> _Work to be completed_
Extract each line where the string "this" shows up.

> _Records shown_
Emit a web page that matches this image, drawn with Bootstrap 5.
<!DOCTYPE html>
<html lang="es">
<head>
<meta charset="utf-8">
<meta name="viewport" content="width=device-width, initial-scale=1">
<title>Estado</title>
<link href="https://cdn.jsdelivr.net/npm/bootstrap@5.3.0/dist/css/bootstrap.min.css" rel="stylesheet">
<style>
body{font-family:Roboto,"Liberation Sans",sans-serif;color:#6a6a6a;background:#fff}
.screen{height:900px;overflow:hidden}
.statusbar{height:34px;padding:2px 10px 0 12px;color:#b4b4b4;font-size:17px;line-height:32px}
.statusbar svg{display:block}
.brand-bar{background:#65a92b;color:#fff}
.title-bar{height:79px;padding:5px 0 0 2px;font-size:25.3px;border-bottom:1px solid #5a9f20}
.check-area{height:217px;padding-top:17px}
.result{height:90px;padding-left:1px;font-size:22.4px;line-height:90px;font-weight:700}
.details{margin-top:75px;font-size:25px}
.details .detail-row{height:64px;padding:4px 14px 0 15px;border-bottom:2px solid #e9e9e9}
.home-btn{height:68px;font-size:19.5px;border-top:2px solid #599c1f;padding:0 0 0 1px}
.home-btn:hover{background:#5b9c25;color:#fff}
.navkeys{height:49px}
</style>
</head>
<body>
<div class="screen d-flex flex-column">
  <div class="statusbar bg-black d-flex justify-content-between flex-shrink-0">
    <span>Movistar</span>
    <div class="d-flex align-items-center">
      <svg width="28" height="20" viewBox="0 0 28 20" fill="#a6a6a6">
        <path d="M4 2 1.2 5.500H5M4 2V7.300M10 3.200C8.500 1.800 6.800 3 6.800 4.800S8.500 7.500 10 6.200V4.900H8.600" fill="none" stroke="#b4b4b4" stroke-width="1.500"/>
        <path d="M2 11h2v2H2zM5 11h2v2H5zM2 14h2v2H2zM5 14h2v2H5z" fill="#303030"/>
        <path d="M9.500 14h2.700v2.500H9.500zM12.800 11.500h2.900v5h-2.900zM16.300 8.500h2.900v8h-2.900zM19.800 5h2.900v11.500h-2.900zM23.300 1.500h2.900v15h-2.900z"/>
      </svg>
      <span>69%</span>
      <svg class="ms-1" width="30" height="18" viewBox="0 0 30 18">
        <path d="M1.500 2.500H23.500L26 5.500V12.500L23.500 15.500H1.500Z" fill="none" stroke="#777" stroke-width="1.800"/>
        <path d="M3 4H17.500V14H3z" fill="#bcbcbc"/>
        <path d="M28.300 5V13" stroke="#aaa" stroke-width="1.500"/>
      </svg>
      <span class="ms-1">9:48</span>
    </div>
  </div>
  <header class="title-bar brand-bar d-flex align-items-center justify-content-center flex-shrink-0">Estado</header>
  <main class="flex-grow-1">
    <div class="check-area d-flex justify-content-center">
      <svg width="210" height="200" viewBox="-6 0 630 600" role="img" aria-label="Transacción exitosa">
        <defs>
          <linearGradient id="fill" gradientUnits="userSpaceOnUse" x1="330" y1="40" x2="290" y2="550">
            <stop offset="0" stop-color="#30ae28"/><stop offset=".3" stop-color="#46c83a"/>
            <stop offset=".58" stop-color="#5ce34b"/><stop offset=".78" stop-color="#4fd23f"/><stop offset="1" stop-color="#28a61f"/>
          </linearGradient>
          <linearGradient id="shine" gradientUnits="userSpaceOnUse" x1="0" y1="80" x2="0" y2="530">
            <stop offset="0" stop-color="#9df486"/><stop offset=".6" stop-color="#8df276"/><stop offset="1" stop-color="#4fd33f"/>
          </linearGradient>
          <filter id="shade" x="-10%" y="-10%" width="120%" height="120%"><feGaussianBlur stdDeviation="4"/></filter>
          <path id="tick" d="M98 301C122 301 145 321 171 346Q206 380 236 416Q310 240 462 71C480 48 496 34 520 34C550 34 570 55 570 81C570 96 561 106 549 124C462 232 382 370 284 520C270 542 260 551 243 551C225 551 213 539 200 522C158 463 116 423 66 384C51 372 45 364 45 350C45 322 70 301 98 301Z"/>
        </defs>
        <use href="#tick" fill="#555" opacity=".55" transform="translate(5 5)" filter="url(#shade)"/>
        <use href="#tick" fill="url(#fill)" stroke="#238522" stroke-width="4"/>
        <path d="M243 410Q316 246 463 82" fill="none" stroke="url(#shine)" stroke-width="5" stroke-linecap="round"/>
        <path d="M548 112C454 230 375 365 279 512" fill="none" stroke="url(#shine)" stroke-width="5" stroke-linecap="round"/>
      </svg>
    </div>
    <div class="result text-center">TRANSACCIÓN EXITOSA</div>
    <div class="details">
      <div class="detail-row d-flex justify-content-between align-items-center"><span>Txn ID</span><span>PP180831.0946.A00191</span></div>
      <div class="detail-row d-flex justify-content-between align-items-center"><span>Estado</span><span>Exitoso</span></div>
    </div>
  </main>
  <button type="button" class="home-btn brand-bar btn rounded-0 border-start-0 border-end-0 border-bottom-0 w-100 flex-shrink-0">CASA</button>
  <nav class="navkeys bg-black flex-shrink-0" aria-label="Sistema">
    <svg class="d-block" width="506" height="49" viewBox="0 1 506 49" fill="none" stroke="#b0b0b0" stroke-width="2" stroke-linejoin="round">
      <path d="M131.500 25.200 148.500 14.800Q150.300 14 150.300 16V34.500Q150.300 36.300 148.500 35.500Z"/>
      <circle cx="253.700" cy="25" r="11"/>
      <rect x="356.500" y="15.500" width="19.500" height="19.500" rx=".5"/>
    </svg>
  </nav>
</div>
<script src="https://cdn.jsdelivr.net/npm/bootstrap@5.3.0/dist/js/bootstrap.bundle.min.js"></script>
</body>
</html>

...

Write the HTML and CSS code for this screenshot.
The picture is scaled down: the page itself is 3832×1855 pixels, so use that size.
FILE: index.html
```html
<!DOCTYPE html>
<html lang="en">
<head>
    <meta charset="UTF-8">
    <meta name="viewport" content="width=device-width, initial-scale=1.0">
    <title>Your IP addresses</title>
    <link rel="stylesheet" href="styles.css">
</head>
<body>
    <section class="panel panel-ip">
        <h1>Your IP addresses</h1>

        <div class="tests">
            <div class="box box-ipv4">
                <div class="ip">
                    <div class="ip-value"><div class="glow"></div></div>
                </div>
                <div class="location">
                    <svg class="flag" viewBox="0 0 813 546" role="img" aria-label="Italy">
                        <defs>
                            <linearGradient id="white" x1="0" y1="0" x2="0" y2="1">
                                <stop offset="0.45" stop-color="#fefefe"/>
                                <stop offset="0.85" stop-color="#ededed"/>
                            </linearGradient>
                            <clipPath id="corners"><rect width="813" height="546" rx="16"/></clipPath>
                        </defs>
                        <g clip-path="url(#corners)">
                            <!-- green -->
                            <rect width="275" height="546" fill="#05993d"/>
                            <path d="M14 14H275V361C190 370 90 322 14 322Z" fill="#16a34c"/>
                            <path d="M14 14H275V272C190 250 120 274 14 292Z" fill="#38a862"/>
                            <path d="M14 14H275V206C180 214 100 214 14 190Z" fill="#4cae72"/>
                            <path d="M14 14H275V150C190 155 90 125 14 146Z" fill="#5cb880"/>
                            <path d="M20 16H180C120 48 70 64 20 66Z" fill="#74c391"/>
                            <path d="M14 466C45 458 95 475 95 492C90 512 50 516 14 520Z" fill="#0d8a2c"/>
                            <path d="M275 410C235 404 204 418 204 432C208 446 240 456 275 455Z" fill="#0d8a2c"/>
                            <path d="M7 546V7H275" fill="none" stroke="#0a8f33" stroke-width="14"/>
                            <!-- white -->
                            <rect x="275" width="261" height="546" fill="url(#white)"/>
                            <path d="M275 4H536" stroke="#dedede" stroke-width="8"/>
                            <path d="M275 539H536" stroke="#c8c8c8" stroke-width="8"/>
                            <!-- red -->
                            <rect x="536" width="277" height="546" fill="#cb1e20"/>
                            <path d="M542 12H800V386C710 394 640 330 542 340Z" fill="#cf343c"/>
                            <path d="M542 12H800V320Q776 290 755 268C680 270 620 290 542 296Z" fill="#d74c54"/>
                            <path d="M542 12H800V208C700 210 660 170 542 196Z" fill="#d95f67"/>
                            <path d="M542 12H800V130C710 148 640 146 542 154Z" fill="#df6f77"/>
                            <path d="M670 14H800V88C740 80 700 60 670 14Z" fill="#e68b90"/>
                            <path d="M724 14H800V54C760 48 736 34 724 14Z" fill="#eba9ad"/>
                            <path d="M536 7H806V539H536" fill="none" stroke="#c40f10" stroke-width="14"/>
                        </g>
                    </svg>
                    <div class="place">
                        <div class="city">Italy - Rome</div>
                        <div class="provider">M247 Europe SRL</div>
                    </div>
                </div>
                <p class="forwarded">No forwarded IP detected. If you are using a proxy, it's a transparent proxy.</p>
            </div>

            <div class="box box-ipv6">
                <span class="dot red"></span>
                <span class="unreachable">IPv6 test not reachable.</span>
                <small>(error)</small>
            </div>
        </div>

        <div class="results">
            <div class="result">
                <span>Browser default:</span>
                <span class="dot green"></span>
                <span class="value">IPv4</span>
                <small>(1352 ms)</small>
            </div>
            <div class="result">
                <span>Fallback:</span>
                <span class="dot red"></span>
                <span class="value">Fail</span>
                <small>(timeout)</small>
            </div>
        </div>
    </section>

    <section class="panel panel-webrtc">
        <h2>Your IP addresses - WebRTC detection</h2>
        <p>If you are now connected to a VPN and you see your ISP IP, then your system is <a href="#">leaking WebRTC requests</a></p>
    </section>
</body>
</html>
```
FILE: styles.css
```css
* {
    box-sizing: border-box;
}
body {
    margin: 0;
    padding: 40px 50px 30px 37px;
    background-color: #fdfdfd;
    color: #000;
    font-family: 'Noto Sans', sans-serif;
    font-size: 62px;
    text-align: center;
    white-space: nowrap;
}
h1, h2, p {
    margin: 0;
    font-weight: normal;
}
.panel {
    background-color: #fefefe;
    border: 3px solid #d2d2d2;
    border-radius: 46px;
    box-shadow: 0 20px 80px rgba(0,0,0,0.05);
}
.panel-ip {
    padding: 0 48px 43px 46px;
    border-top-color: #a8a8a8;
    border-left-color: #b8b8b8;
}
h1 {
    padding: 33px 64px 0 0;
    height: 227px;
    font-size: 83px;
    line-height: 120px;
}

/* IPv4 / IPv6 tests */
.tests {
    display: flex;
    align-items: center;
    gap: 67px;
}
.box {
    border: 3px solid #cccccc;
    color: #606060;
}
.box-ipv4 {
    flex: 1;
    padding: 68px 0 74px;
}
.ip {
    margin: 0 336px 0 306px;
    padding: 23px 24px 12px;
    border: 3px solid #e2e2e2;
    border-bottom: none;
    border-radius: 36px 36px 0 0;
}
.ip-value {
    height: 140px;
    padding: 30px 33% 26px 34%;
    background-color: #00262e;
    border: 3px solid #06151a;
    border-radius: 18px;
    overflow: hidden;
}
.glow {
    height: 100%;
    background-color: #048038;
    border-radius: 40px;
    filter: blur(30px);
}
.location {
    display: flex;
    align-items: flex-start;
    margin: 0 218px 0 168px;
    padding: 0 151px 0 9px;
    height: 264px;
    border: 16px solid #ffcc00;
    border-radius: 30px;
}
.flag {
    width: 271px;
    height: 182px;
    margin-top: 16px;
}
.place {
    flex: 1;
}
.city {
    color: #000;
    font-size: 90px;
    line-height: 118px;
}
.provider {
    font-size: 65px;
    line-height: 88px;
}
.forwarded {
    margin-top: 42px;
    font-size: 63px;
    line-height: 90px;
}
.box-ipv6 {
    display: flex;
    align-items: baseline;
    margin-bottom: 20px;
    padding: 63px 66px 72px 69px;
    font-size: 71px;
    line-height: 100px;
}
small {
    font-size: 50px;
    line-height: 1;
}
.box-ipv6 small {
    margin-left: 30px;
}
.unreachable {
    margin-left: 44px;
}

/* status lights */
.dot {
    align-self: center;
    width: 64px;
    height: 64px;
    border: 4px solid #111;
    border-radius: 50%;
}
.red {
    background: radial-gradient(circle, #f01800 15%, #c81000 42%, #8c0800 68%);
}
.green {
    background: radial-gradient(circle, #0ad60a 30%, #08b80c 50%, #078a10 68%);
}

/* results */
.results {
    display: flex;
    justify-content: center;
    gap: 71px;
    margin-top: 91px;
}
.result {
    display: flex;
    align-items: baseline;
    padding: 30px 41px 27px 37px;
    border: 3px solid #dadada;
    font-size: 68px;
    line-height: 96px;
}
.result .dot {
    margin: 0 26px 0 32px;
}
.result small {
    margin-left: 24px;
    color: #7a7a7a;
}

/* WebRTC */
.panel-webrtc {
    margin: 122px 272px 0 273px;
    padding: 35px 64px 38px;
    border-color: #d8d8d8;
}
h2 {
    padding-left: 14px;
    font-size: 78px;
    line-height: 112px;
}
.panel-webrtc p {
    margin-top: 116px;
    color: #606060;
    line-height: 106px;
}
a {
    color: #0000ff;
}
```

> _The response_
Emit a web page that matches this image, drawn with Bootstrap 5.
Write the HTML and CSS code for this screenshot.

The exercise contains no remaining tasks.